* BEGIN Records for the task *

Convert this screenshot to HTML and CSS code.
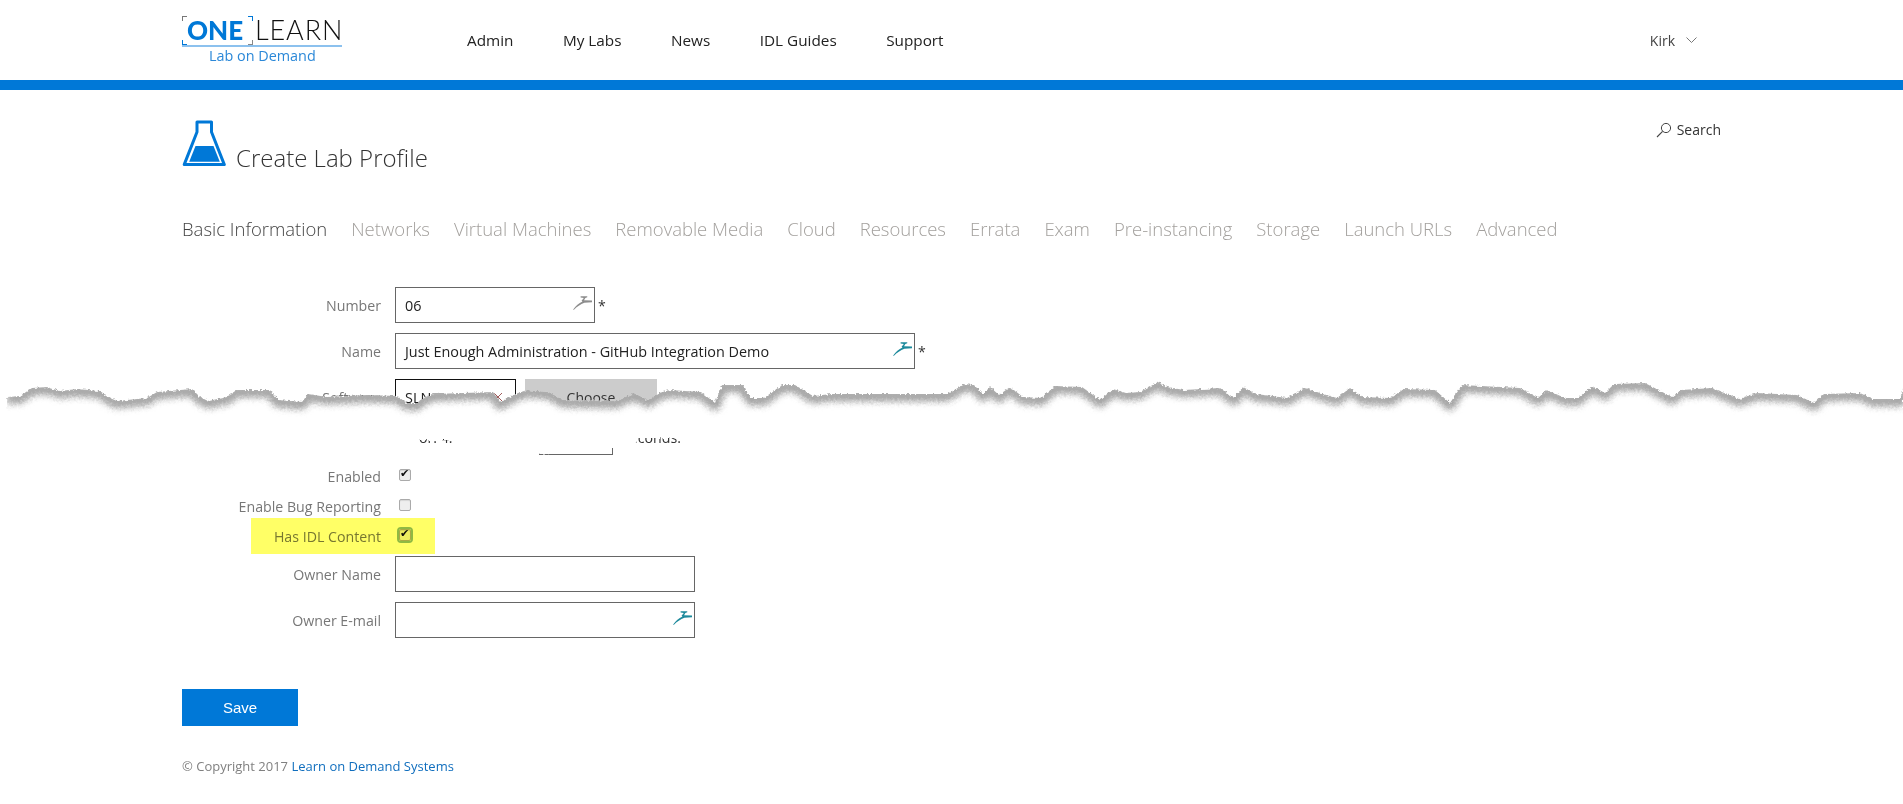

* END Records for the task *
* BEGIN Records for the task *

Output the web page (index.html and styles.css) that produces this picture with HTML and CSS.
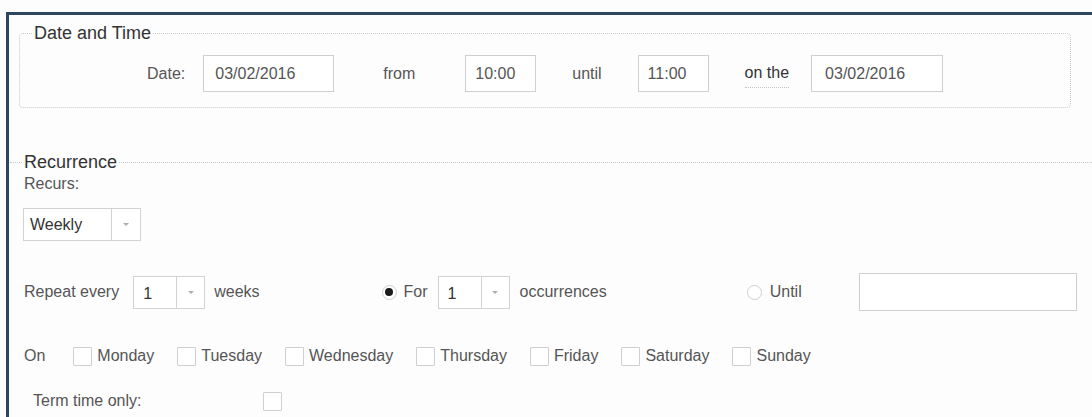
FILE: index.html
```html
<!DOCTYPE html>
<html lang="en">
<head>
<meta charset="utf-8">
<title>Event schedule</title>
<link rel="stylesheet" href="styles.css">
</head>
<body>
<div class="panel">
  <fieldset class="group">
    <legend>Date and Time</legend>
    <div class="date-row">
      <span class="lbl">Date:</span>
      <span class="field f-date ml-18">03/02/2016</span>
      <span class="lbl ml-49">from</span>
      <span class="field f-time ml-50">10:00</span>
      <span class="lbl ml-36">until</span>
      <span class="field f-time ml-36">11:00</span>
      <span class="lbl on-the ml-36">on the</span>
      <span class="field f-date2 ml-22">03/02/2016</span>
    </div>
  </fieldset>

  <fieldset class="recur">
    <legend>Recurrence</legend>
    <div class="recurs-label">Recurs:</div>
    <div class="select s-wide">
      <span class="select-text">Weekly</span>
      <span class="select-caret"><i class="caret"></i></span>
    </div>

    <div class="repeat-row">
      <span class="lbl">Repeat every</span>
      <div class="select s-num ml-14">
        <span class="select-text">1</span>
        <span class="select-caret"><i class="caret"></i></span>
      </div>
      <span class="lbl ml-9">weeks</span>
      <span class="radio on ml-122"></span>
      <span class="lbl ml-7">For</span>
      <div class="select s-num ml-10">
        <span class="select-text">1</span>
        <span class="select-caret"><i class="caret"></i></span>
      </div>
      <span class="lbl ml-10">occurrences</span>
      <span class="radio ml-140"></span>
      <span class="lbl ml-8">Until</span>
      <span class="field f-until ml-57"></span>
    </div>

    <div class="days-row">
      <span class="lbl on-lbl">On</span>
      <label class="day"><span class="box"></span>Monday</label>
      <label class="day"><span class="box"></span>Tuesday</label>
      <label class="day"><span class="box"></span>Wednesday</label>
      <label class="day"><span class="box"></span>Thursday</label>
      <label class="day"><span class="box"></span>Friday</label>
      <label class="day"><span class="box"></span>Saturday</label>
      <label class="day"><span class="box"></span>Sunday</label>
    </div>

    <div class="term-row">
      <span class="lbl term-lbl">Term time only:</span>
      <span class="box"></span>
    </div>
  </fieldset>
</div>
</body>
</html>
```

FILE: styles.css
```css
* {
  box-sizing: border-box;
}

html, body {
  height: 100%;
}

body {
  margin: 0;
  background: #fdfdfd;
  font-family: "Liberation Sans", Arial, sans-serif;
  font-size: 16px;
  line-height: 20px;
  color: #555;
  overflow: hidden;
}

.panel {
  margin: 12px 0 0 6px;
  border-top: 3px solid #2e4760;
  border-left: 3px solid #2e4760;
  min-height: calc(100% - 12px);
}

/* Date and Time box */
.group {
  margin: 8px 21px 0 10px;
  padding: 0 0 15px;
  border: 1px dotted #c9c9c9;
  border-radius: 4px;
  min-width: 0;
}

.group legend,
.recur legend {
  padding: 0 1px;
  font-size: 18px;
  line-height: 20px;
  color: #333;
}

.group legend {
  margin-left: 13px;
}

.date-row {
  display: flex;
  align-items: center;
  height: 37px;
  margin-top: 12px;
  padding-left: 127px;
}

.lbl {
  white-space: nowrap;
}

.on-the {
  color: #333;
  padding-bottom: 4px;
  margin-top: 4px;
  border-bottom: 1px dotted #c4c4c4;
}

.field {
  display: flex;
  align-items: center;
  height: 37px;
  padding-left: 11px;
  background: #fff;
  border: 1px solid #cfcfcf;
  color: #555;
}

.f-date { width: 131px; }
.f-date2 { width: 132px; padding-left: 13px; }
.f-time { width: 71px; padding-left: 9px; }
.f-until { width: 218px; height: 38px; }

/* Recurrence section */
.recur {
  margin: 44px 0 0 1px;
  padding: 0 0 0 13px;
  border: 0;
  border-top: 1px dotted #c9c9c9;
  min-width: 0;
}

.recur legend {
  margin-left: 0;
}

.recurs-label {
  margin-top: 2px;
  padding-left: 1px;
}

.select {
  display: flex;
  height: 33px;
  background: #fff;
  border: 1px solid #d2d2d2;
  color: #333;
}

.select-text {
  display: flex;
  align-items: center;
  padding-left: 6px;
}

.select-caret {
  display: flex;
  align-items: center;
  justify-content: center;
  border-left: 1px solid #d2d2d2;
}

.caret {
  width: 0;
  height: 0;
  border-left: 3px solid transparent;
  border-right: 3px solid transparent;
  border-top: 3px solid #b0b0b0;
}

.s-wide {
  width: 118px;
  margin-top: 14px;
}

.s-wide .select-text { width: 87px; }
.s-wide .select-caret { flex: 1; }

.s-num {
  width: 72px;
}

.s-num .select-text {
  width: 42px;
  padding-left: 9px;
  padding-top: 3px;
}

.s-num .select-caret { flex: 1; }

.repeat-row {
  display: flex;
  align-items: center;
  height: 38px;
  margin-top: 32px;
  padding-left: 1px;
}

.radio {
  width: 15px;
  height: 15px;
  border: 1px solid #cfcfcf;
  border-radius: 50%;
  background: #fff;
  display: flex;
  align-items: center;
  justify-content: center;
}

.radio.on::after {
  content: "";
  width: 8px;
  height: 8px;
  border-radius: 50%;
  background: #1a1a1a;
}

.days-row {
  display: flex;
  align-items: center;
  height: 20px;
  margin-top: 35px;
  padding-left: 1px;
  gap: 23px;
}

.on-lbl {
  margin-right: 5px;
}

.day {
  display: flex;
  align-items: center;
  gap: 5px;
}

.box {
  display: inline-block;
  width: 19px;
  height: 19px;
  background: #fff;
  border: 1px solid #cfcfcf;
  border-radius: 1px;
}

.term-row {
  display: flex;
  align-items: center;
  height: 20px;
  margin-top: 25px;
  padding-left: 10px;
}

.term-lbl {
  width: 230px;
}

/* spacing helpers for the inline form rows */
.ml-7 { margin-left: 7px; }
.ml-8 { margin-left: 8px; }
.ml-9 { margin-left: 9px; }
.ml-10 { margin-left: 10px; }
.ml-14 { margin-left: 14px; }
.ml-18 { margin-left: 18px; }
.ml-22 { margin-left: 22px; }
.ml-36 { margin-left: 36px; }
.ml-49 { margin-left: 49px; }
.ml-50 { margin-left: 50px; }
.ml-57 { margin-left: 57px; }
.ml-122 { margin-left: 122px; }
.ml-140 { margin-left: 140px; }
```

* END Records for the task *

Stated exercise
Scan the listing above. Collect all lines with the word "this".

Task answer
Convert this screenshot to HTML and CSS code.
Output the web page (index.html and styles.css) that produces this picture with HTML and CSS.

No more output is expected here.